TASK BRIEF: Exactly as written, retype the listing below, omitting the pictures.

**** RECORDED INFORMATION

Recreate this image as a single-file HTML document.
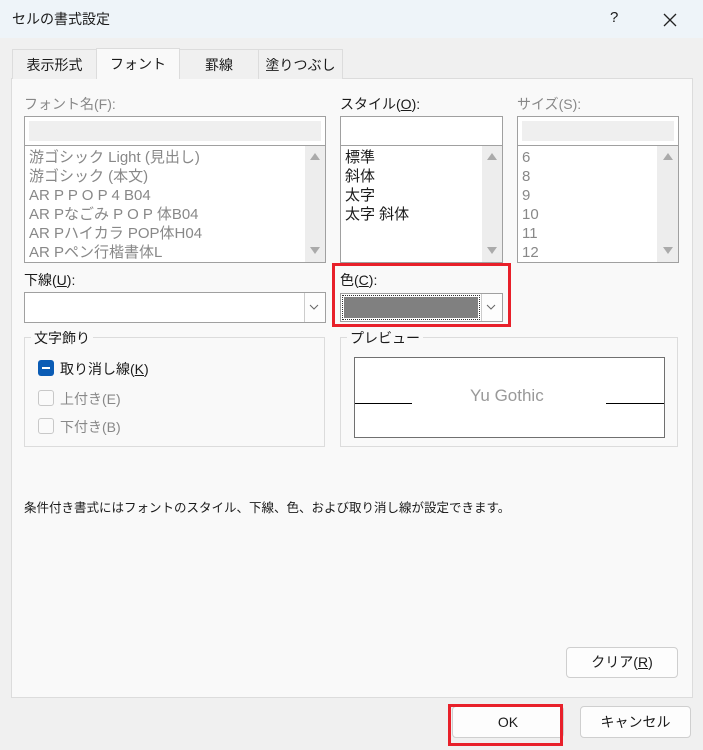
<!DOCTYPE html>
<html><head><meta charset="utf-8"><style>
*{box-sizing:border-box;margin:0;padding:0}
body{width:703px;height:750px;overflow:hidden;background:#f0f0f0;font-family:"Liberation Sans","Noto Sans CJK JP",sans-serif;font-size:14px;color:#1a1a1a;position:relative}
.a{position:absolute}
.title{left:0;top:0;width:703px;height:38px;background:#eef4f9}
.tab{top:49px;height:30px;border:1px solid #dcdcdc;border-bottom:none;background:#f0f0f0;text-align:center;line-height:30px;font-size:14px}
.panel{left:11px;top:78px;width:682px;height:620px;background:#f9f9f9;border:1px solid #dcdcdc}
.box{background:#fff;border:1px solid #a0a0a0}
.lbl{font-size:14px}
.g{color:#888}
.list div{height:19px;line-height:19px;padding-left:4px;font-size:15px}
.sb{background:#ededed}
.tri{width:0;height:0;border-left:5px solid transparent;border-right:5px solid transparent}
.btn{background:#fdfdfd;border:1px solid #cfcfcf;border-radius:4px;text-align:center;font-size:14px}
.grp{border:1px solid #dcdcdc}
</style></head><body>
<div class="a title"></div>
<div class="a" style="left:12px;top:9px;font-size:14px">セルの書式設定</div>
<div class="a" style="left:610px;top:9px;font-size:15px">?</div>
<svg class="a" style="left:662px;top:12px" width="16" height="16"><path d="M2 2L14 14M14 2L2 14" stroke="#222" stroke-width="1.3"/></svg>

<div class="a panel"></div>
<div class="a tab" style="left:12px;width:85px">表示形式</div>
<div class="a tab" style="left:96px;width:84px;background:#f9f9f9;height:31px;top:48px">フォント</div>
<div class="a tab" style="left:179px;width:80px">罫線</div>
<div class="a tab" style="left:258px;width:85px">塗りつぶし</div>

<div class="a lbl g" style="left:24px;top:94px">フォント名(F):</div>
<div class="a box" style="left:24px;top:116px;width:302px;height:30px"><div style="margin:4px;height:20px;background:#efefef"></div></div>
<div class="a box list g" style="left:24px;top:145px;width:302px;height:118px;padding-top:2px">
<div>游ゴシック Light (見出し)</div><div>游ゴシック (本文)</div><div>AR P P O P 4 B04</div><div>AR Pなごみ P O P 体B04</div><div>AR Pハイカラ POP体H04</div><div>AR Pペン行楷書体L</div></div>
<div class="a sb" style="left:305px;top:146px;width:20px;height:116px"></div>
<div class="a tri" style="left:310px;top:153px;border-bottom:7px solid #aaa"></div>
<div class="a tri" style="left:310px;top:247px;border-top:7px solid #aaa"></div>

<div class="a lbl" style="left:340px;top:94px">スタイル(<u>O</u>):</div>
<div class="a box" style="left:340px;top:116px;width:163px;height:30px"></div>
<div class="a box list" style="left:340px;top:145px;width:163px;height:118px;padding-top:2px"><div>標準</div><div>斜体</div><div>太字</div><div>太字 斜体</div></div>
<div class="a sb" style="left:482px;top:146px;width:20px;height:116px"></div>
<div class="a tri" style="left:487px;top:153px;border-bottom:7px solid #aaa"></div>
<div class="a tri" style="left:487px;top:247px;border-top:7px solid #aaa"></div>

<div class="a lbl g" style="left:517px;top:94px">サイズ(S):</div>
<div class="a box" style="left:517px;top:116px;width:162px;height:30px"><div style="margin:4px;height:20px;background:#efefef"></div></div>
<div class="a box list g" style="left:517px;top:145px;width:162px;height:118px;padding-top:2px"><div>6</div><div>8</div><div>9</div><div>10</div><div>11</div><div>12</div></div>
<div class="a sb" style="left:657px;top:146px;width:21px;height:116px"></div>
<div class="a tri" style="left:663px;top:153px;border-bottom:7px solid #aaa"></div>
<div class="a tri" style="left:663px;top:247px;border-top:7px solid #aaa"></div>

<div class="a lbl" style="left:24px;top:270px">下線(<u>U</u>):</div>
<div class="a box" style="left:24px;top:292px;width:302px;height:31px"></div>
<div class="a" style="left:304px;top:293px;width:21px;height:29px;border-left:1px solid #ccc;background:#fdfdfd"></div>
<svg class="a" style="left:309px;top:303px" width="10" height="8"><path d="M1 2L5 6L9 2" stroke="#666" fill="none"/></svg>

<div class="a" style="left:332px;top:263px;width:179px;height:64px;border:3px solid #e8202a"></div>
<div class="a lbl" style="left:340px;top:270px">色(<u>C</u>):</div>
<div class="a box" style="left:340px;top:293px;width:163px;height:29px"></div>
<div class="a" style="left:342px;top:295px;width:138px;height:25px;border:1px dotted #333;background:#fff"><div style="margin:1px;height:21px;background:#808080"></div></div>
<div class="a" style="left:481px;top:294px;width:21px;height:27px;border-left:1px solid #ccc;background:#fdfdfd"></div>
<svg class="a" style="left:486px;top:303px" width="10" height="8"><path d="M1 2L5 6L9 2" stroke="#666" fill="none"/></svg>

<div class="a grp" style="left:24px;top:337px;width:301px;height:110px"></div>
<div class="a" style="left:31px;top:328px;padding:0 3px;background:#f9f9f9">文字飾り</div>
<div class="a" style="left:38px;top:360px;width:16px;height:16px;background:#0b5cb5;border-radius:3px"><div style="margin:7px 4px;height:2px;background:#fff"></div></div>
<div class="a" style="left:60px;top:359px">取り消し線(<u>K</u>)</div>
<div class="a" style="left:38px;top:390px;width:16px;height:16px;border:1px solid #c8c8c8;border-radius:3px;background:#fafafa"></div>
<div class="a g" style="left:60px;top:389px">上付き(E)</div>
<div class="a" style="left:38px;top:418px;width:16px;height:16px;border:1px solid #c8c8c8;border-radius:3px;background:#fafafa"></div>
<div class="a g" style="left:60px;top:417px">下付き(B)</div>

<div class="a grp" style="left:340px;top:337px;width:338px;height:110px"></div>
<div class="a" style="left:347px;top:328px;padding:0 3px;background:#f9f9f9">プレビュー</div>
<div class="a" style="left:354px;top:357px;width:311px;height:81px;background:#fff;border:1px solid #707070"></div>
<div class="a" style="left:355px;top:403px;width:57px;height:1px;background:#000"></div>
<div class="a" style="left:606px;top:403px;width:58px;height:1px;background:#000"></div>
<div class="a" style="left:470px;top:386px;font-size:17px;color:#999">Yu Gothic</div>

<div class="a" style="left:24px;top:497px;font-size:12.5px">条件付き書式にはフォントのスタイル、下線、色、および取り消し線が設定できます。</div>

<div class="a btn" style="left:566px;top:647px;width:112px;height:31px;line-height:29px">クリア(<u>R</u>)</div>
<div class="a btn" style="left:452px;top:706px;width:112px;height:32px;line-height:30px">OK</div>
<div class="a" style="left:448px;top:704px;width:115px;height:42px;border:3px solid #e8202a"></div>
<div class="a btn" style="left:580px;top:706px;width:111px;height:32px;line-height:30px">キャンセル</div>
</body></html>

********

WRITTEN ANSWER:
Recreate this image as a single-file HTML document.
<!DOCTYPE html>
<html><head><meta charset="utf-8"><style>
*{box-sizing:border-box;margin:0;padding:0}
body{width:703px;height:750px;overflow:hidden;background:#f0f0f0;font-family:"Liberation Sans","Noto Sans CJK JP",sans-serif;font-size:14px;color:#1a1a1a;position:relative}
.a{position:absolute}
.title{left:0;top:0;width:703px;height:38px;background:#eef4f9}
.tab{top:49px;height:30px;border:1px solid #dcdcdc;border-bottom:none;background:#f0f0f0;text-align:center;line-height:30px;font-size:14px}
.panel{left:11px;top:78px;width:682px;height:620px;background:#f9f9f9;border:1px solid #dcdcdc}
.box{background:#fff;border:1px solid #a0a0a0}
.lbl{font-size:14px}
.g{color:#888}
.list div{height:19px;line-height:19px;padding-left:4px;font-size:15px}
.sb{background:#ededed}
.tri{width:0;height:0;border-left:5px solid transparent;border-right:5px solid transparent}
.btn{background:#fdfdfd;border:1px solid #cfcfcf;border-radius:4px;text-align:center;font-size:14px}
.grp{border:1px solid #dcdcdc}
</style></head><body>
<div class="a title"></div>
<div class="a" style="left:12px;top:9px;font-size:14px">セルの書式設定</div>
<div class="a" style="left:610px;top:9px;font-size:15px">?</div>
<svg class="a" style="left:662px;top:12px" width="16" height="16"><path d="M2 2L14 14M14 2L2 14" stroke="#222" stroke-width="1.3"/></svg>

<div class="a panel"></div>
<div class="a tab" style="left:12px;width:85px">表示形式</div>
<div class="a tab" style="left:96px;width:84px;background:#f9f9f9;height:31px;top:48px">フォント</div>
<div class="a tab" style="left:179px;width:80px">罫線</div>
<div class="a tab" style="left:258px;width:85px">塗りつぶし</div>

<div class="a lbl g" style="left:24px;top:94px">フォント名(F):</div>
<div class="a box" style="left:24px;top:116px;width:302px;height:30px"><div style="margin:4px;height:20px;background:#efefef"></div></div>
<div class="a box list g" style="left:24px;top:145px;width:302px;height:118px;padding-top:2px">
<div>游ゴシック Light (見出し)</div><div>游ゴシック (本文)</div><div>AR P P O P 4 B04</div><div>AR Pなごみ P O P 体B04</div><div>AR Pハイカラ POP体H04</div><div>AR Pペン行楷書体L</div></div>
<div class="a sb" style="left:305px;top:146px;width:20px;height:116px"></div>
<div class="a tri" style="left:310px;top:153px;border-bottom:7px solid #aaa"></div>
<div class="a tri" style="left:310px;top:247px;border-top:7px solid #aaa"></div>

<div class="a lbl" style="left:340px;top:94px">スタイル(<u>O</u>):</div>
<div class="a box" style="left:340px;top:116px;width:163px;height:30px"></div>
<div class="a box list" style="left:340px;top:145px;width:163px;height:118px;padding-top:2px"><div>標準</div><div>斜体</div><div>太字</div><div>太字 斜体</div></div>
<div class="a sb" style="left:482px;top:146px;width:20px;height:116px"></div>
<div class="a tri" style="left:487px;top:153px;border-bottom:7px solid #aaa"></div>
<div class="a tri" style="left:487px;top:247px;border-top:7px solid #aaa"></div>

<div class="a lbl g" style="left:517px;top:94px">サイズ(S):</div>
<div class="a box" style="left:517px;top:116px;width:162px;height:30px"><div style="margin:4px;height:20px;background:#efefef"></div></div>
<div class="a box list g" style="left:517px;top:145px;width:162px;height:118px;padding-top:2px"><div>6</div><div>8</div><div>9</div><div>10</div><div>11</div><div>12</div></div>
<div class="a sb" style="left:657px;top:146px;width:21px;height:116px"></div>
<div class="a tri" style="left:663px;top:153px;border-bottom:7px solid #aaa"></div>
<div class="a tri" style="left:663px;top:247px;border-top:7px solid #aaa"></div>

<div class="a lbl" style="left:24px;top:270px">下線(<u>U</u>):</div>
<div class="a box" style="left:24px;top:292px;width:302px;height:31px"></div>
<div class="a" style="left:304px;top:293px;width:21px;height:29px;border-left:1px solid #ccc;background:#fdfdfd"></div>
<svg class="a" style="left:309px;top:303px" width="10" height="8"><path d="M1 2L5 6L9 2" stroke="#666" fill="none"/></svg>

<div class="a" style="left:332px;top:263px;width:179px;height:64px;border:3px solid #e8202a"></div>
<div class="a lbl" style="left:340px;top:270px">色(<u>C</u>):</div>
<div class="a box" style="left:340px;top:293px;width:163px;height:29px"></div>
<div class="a" style="left:342px;top:295px;width:138px;height:25px;border:1px dotted #333;background:#fff"><div style="margin:1px;height:21px;background:#808080"></div></div>
<div class="a" style="left:481px;top:294px;width:21px;height:27px;border-left:1px solid #ccc;background:#fdfdfd"></div>
<svg class="a" style="left:486px;top:303px" width="10" height="8"><path d="M1 2L5 6L9 2" stroke="#666" fill="none"/></svg>

<div class="a grp" style="left:24px;top:337px;width:301px;height:110px"></div>
<div class="a" style="left:31px;top:328px;padding:0 3px;background:#f9f9f9">文字飾り</div>
<div class="a" style="left:38px;top:360px;width:16px;height:16px;background:#0b5cb5;border-radius:3px"><div style="margin:7px 4px;height:2px;background:#fff"></div></div>
<div class="a" style="left:60px;top:359px">取り消し線(<u>K</u>)</div>
<div class="a" style="left:38px;top:390px;width:16px;height:16px;border:1px solid #c8c8c8;border-radius:3px;background:#fafafa"></div>
<div class="a g" style="left:60px;top:389px">上付き(E)</div>
<div class="a" style="left:38px;top:418px;width:16px;height:16px;border:1px solid #c8c8c8;border-radius:3px;background:#fafafa"></div>
<div class="a g" style="left:60px;top:417px">下付き(B)</div>

<div class="a grp" style="left:340px;top:337px;width:338px;height:110px"></div>
<div class="a" style="left:347px;top:328px;padding:0 3px;background:#f9f9f9">プレビュー</div>
<div class="a" style="left:354px;top:357px;width:311px;height:81px;background:#fff;border:1px solid #707070"></div>
<div class="a" style="left:355px;top:403px;width:57px;height:1px;background:#000"></div>
<div class="a" style="left:606px;top:403px;width:58px;height:1px;background:#000"></div>
<div class="a" style="left:470px;top:386px;font-size:17px;color:#999">Yu Gothic</div>

<div class="a" style="left:24px;top:497px;font-size:12.5px">条件付き書式にはフォントのスタイル、下線、色、および取り消し線が設定できます。</div>

<div class="a btn" style="left:566px;top:647px;width:112px;height:31px;line-height:29px">クリア(<u>R</u>)</div>
<div class="a btn" style="left:452px;top:706px;width:112px;height:32px;line-height:30px">OK</div>
<div class="a" style="left:448px;top:704px;width:115px;height:42px;border:3px solid #e8202a"></div>
<div class="a btn" style="left:580px;top:706px;width:111px;height:32px;line-height:30px">キャンセル</div>
</body></html>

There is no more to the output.